DATASET EXCERPT:
________________________________________

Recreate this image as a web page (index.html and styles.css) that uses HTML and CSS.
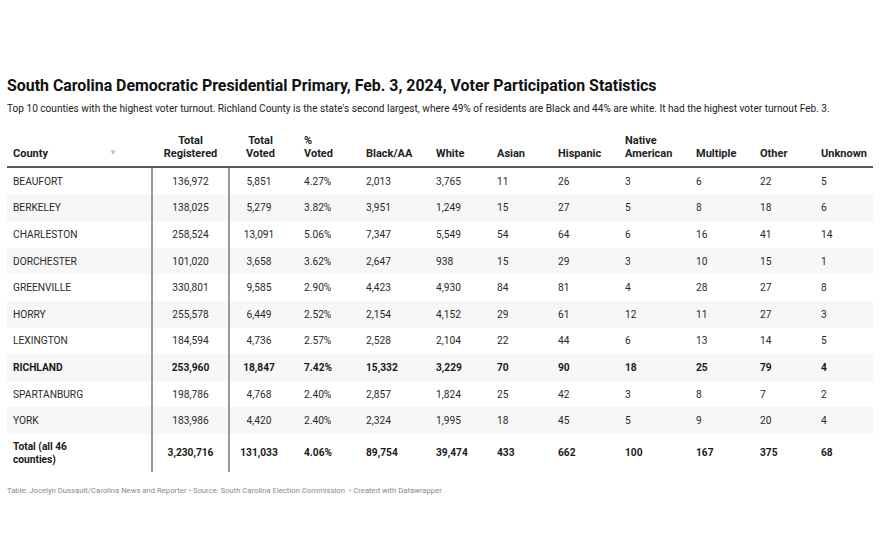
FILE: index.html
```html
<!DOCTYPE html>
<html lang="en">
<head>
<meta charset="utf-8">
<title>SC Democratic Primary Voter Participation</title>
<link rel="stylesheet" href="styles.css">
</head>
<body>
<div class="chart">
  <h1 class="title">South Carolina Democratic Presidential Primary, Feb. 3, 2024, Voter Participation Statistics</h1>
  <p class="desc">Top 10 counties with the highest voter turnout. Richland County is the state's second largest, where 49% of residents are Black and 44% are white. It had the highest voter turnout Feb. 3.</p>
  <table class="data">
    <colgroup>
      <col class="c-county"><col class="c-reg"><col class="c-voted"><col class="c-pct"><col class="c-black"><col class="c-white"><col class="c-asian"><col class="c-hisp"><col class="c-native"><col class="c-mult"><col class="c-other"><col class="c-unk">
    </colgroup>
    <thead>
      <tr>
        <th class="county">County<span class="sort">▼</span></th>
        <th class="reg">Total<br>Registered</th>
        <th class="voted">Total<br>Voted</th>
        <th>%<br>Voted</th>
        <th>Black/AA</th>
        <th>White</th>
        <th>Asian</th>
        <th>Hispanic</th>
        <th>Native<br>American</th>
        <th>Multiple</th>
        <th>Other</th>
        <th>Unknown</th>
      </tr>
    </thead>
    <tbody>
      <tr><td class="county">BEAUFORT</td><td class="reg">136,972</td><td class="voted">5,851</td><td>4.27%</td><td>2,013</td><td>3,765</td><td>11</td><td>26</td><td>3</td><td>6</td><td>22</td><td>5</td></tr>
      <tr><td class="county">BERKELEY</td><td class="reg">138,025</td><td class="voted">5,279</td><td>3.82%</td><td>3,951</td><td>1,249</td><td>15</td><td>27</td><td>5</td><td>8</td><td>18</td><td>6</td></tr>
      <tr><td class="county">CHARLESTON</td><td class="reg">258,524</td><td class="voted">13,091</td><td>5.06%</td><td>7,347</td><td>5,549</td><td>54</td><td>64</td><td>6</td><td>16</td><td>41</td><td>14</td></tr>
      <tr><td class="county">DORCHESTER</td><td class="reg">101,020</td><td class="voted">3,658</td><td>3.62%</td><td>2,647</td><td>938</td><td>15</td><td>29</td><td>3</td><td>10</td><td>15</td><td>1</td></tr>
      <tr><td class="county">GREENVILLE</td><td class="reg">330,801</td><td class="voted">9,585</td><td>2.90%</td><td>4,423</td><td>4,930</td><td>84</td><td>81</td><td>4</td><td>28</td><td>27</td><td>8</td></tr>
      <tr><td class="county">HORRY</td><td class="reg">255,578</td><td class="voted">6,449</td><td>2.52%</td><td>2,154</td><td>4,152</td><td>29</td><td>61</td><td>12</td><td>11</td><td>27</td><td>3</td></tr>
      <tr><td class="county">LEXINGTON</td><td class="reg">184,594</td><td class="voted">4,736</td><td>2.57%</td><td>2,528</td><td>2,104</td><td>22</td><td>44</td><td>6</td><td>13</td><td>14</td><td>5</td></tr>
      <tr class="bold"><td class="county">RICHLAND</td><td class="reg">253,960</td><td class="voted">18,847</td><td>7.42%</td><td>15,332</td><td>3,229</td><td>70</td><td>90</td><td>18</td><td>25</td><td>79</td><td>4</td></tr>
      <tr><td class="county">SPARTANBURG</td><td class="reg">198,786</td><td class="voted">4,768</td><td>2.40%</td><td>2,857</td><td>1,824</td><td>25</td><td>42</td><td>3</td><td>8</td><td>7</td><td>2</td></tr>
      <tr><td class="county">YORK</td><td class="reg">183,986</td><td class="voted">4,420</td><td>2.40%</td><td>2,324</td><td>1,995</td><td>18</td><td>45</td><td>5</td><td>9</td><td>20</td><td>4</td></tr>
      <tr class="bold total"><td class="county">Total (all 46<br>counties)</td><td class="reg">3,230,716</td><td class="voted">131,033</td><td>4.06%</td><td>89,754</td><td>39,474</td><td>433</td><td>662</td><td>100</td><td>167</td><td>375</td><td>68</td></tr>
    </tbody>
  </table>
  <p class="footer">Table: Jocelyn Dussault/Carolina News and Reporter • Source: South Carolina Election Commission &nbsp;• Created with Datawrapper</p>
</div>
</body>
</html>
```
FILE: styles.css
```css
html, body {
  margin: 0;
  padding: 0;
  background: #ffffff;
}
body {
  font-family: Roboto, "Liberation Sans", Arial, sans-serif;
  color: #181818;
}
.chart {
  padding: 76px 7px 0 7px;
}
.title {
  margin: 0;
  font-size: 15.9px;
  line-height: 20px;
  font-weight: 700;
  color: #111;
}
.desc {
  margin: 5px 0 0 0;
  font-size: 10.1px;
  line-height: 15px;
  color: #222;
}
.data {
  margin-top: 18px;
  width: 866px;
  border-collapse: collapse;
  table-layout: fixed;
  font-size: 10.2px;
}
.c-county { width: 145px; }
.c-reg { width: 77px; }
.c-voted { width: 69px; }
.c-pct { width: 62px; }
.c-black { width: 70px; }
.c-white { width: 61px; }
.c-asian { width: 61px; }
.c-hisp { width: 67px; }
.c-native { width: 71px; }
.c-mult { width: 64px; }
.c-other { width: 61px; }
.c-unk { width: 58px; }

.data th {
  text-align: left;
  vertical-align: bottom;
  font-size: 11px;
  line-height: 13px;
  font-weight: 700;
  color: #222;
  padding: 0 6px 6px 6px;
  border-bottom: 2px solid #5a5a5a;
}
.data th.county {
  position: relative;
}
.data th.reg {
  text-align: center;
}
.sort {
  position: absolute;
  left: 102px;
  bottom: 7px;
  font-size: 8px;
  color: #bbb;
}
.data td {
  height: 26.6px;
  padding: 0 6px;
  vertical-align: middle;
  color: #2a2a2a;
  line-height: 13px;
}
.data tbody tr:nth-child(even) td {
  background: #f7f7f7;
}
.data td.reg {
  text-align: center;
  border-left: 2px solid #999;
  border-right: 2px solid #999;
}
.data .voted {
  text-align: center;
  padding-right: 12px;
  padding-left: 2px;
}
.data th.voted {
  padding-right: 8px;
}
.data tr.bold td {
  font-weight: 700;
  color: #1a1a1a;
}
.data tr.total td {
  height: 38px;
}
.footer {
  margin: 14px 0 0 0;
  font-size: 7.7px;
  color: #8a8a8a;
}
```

________________________________________

GIVEN TASK: Copy out each line of the data containing the string "styles".

RESPONSE:
Recreate this image as a web page (index.html and styles.css) that uses HTML and CSS.
<link rel="stylesheet" href="styles.css">
FILE: styles.css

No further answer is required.